What I want to know is why, even with the so-called experts’ understanding of statistical randomness, probability, and the small differences between a .270 hitter and a .300 hitter (Chapter 10), do managers and pundits insist on turning some major league players into demigods and others into sinister cartoon characters?

I subscribed to Baseball Prospectus in the hopes to explore that more, using the over-maligned Luis Rivas as an example, before this discussion ends.

Posted by: nailbiter at November 15, 2005 07:18 AM

This sounds like an interesting book! I wish I had time to read it and join the discussion in the coming week! Well, thanks for the recommendation, at least...

Posted by: sacky at November 15, 2005 08:39 AM

Hi there, bat-girl.com fans. A friend told me you were discussing my book ("The Numbers Game") on your site, and sure enough, you are. I truly appreciate the kind words, and am glad you seem to have enjoyed the book so much. Have a great offseason.
--Alan Schwarz.

Posted by: Alan Schwarz at November 16, 2005 03:38 PM

Still reading the book. I am impressed how interesting the book is considering the topic. All of the historical tidbits and descriptions of the people involved-not to mention the squabbles make it a good read. Never dreamed there was so much drama! Linda

Posted by: Linda at November 16, 2005 04:02 PM

This book is fascinating, I agree with the above poster that it's the characters that made it for me (similar to "Moneyball," actually). I actually like it better than "Moneyball" so far. This book has more of an academic tone to it, less of the jock.

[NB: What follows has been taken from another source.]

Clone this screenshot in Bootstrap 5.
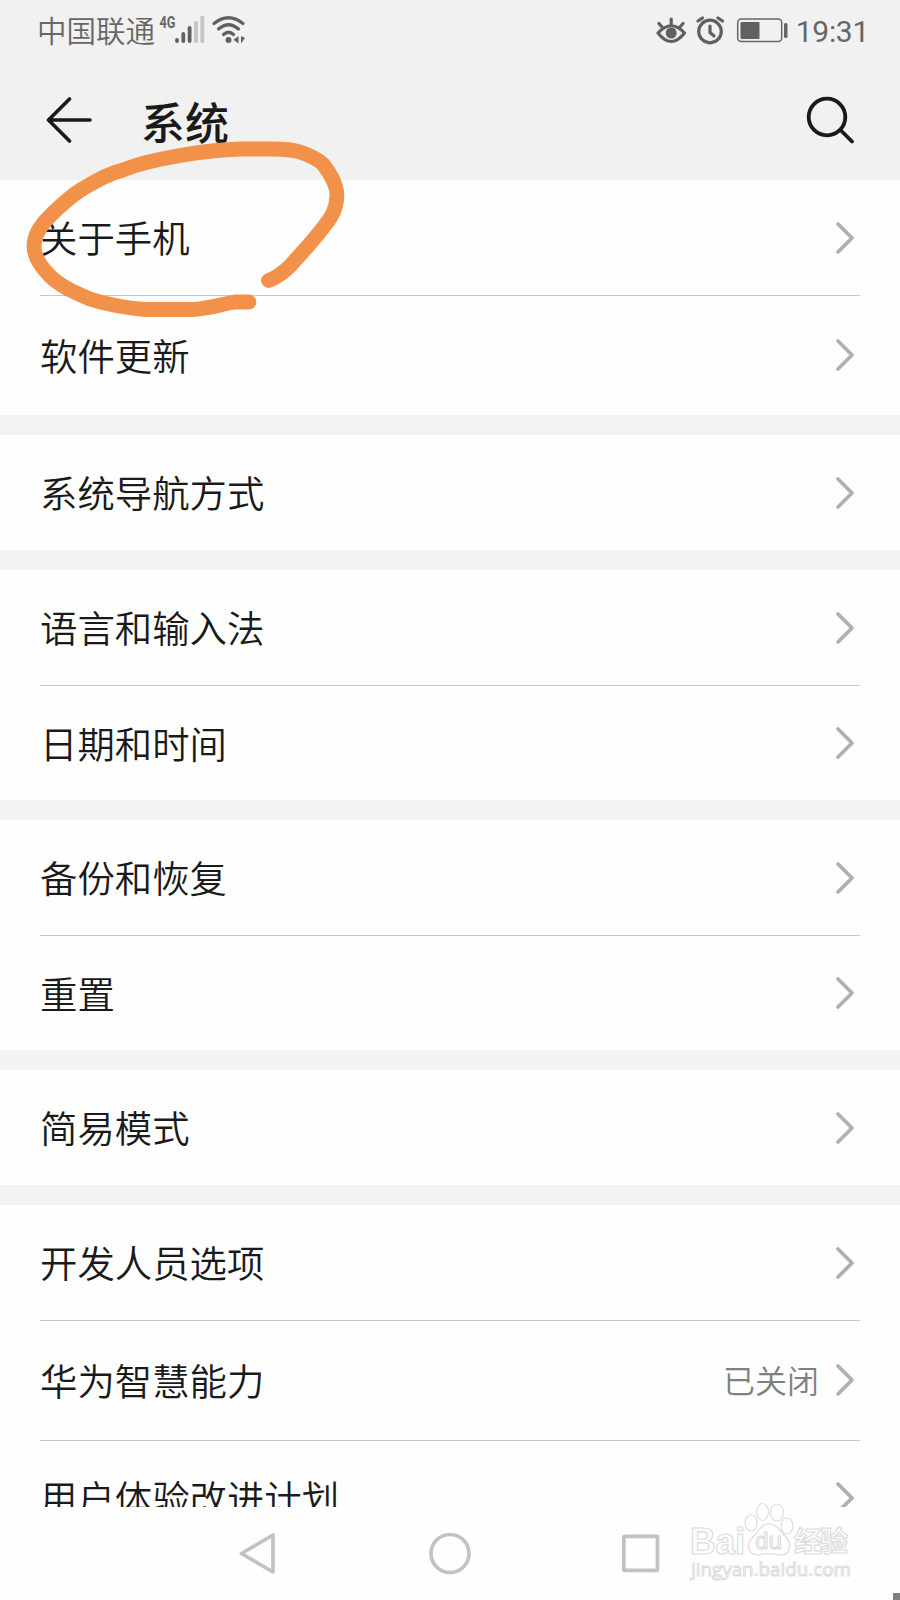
<!DOCTYPE html>
<html lang="zh-CN">
<head>
<meta charset="utf-8">
<meta name="viewport" content="width=device-width, initial-scale=1">
<title>系统</title>
<link href="https://cdn.jsdelivr.net/npm/bootstrap@5.3.0/dist/css/bootstrap.min.css" rel="stylesheet">
<style>
body{font-family:"Noto Sans CJK SC",sans-serif;background:#fefefe;color:#1a1a1a;width:900px;height:1600px;overflow:hidden}
svg{display:block;flex:none}
.top-area{height:180px;background:#f1f1f1}
.status-bar{height:62px;padding:0 31px 0 37px;color:#666}
.carrier{font-size:29.5px;font-weight:350;height:62px;line-height:59px}
.clock{font-family:Roboto,sans-serif;font-size:30px;line-height:62px;letter-spacing:-.3px;padding-top:1px}
.title-bar{height:118px;padding:0 46px 2px}
.title-text{font-size:44px;font-weight:500;line-height:60px;margin:1px 0 0 48px}
.settings{height:1327px;overflow:hidden}
.group-gap{height:20px;background:#f3f3f3}
.set-row{height:115px;margin:0 40px;padding-right:5px;font-size:37.4px;font-weight:350;line-height:54px}
.set-row>span{padding-bottom:1px}
.set-row+.set-row{border-top:1px solid #c8c8c8}
.set-row.tall{height:120px}
.set-row.tall svg{margin-bottom:2px}
.set-row.last-row>span{padding-bottom:3px}
.set-row .state{font-size:32px;color:#808080;margin-right:16px;padding-bottom:3px}
.nav-keys{height:93px}
.pen-mark{left:0;top:120px}
.watermark{left:680px;top:1496px}
.corner{right:0;bottom:0;width:7px;height:7px;background:#808080}
</style>
</head>
<body class="position-relative">
<svg width="0" height="0" class="position-absolute"><symbol id="chev" viewBox="0 0 20 34"><path d="M3 3 17 17 3 31" fill="none" stroke="#b0b0b0" stroke-width="3.800" stroke-linecap="round" stroke-linejoin="round"/></symbol></svg>
<header class="top-area">
  <div class="status-bar d-flex align-items-center justify-content-between">
    <div class="d-flex align-items-center">
      <span class="carrier">中国联通</span>
      <svg width="92" height="62" viewBox="155 0 92 62">
        <text x="159.500" y="28" font-family="Roboto" font-weight="700" font-size="16" textLength="16" lengthAdjust="spacingAndGlyphs" fill="#666">4G</text>
        <g stroke="#606060" stroke-width="3.800" stroke-linecap="round"><path d="M177 40v1M183.300 34v7M189.600 28v13"/><path d="M196 23v18M202.300 17.500v23.500" stroke="#c4c4c4"/></g>
        <g fill="none" stroke="#606060" stroke-width="3.200" stroke-linecap="round"><path d="M214 23.500Q228.500 12 243 23.500M218.500 29Q228.500 20.500 238.500 29M223.500 34.500Q228.500 30 233.500 34.500"/></g>
        <circle cx="228.500" cy="40" r="3" fill="#606060"/><path d="M238.500 36v7.500l-5-3.800zM241 36v7.500l4-5.500z" fill="#606060"/>
      </svg>
    </div>
    <div class="d-flex align-items-center">
      <svg width="140" height="62" viewBox="655.500 0 140 62">
        <g fill="none" stroke="#606060" stroke-width="3.200" stroke-linecap="round" stroke-linejoin="round"><path d="M657.500 33Q670.700 18.500 684 33Q670.700 50 657.500 33zM658.500 23.500l3 3.500M670.700 19v5M682.500 23.500l-3 3.500"/><circle cx="709.500" cy="31.500" r="11.300"/><path d="M709.500 26v6.500l4 3.500M697.500 21l4.500-3M717.500 18l4.500 3"/></g>
        <circle cx="670.700" cy="33" r="5.500" fill="#606060"/>
        <rect x="737.200" y="19" width="44" height="22.500" rx="3.500" fill="none" stroke="#666" stroke-width="1.500"/><rect x="740" y="22" width="19" height="17" rx="1" fill="#606060"/><rect x="783.500" y="23" width="3.500" height="15" rx="1.500" fill="#666"/>
      </svg>
      <span class="clock">19:31</span>
    </div>
  </div>
  <div class="title-bar d-flex align-items-center">
    <svg width="47" height="48" viewBox="46 96 47 48"><path d="M69.500 99 48.500 120 69.500 141M49 120H90" fill="none" stroke="#1a1a1a" stroke-width="3.600" stroke-linecap="round" stroke-linejoin="round"/></svg>
    <h1 class="title-text">系统</h1>
    <svg class="ms-auto" width="49" height="50" viewBox="805 95 49 50"><g fill="none" stroke="#1a1a1a" stroke-width="3.800" stroke-linecap="round"><circle cx="827" cy="117" r="18.300"/><path d="M840.500 130 852 141.500"/></g></svg>
  </div>
</header>
<main class="settings">
  <section>
    <div class="set-row d-flex align-items-center justify-content-between"><span>关于手机</span><svg width="20" height="34"><use href="#chev"/></svg></div>
    <div class="set-row tall d-flex align-items-center justify-content-between"><span>软件更新</span><svg width="20" height="34"><use href="#chev"/></svg></div>
  </section>
  <div class="group-gap"></div>
  <section>
    <div class="set-row d-flex align-items-center justify-content-between"><span>系统导航方式</span><svg width="20" height="34"><use href="#chev"/></svg></div>
  </section>
  <div class="group-gap"></div>
  <section>
    <div class="set-row d-flex align-items-center justify-content-between"><span>语言和输入法</span><svg width="20" height="34"><use href="#chev"/></svg></div>
    <div class="set-row d-flex align-items-center justify-content-between"><span>日期和时间</span><svg width="20" height="34"><use href="#chev"/></svg></div>
  </section>
  <div class="group-gap"></div>
  <section>
    <div class="set-row d-flex align-items-center justify-content-between"><span>备份和恢复</span><svg width="20" height="34"><use href="#chev"/></svg></div>
    <div class="set-row d-flex align-items-center justify-content-between"><span>重置</span><svg width="20" height="34"><use href="#chev"/></svg></div>
  </section>
  <div class="group-gap"></div>
  <section>
    <div class="set-row d-flex align-items-center justify-content-between"><span>简易模式</span><svg width="20" height="34"><use href="#chev"/></svg></div>
  </section>
  <div class="group-gap"></div>
  <section>
    <div class="set-row d-flex align-items-center justify-content-between"><span>开发人员选项</span><svg width="20" height="34"><use href="#chev"/></svg></div>
    <div class="set-row tall d-flex align-items-center"><span>华为智慧能力</span><span class="state ms-auto">已关闭</span><svg width="20" height="34"><use href="#chev"/></svg></div>
    <div class="set-row last-row d-flex align-items-center justify-content-between"><span>用户体验改进计划</span><svg width="20" height="34"><use href="#chev"/></svg></div>
  </section>
</main>
<nav class="nav-keys">
  <svg width="900" height="93" viewBox="0 1507 900 93" fill="none" stroke="#c2c2c2" stroke-width="3.700" stroke-linejoin="round"><path d="M241.500 1553.500 273 1535V1572z"/><circle cx="450" cy="1553.500" r="19"/><rect x="623.800" y="1536.300" width="33.700" height="34" rx="1"/></svg>
</nav>
<svg class="pen-mark position-absolute" width="360" height="210" viewBox="0 120 360 210"><path d="M268.500 280.500C276 278 283 273 290 266L308 246C318 234 329 222 333 213C337 204 338 197 336 188C334 180 329 172 323 164C316 158 309 155 300 152C292 149.500 284 149 272 149H240C220 149.500 200 152 180 155.500C160 159 140 163 123 170C108 174 98 180 84 188C70 196 58 208 49 217C39 227 34 238 34 246C34 257 42 268 50 276C60 286 74 292 90 299C106 304 126 308 145 309.500H192C208 309 222 304 235 302H249" fill="none" stroke="#f1914a" stroke-width="14.800" stroke-linecap="round" stroke-linejoin="round"/></svg>
<svg class="watermark position-absolute" width="180" height="90" viewBox="680 1496 180 90" fill="#fefefe" stroke="#dcdcdc" stroke-width="1.200">
  <text x="690" y="1554" font-size="36" font-family="Liberation Sans" font-weight="700" textLength="55" lengthAdjust="spacingAndGlyphs">Bai</text><text x="794" y="1552" font-size="28" font-family="Noto Sans CJK SC" font-weight="700" textLength="54">经验</text>
  <ellipse cx="751" cy="1523" rx="6" ry="8"/><ellipse cx="762.500" cy="1512" rx="6" ry="8.500"/><ellipse cx="777" cy="1512.500" rx="6.500" ry="8.500"/><ellipse cx="787" cy="1526" rx="6" ry="8"/>
  <path d="M769 1524C760 1524 759 1532 753 1537C745 1545 748 1555 759 1555C766 1553 772 1553 779 1555C791 1556 792 1544 786 1537C779 1531 778 1524 769 1524z"/>
  <text x="755" y="1549" font-size="24" font-family="Liberation Sans" textLength="27" lengthAdjust="spacingAndGlyphs">du</text>
  <text x="691" y="1575.500" font-size="19" font-family="Open Sans" textLength="160" lengthAdjust="spacingAndGlyphs" stroke-width="1">jingyan.baidu.com</text>
</svg>
<div class="corner position-absolute"></div>
<script src="https://cdn.jsdelivr.net/npm/bootstrap@5.3.0/dist/js/bootstrap.bundle.min.js"></script>
</body>
</html>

Posted by: TK at November 16, 2005 05:30 PM

Like several others, I enjoyed the stories of the people in this book. It gave me an interesting perspective on baseball history. I'm not ready to comment on the big picture view of the interplay between the statistics and the game, although I think some statistics created some strategies. As Nationals fan, it's easy to convince me that the save statistic is a case in point.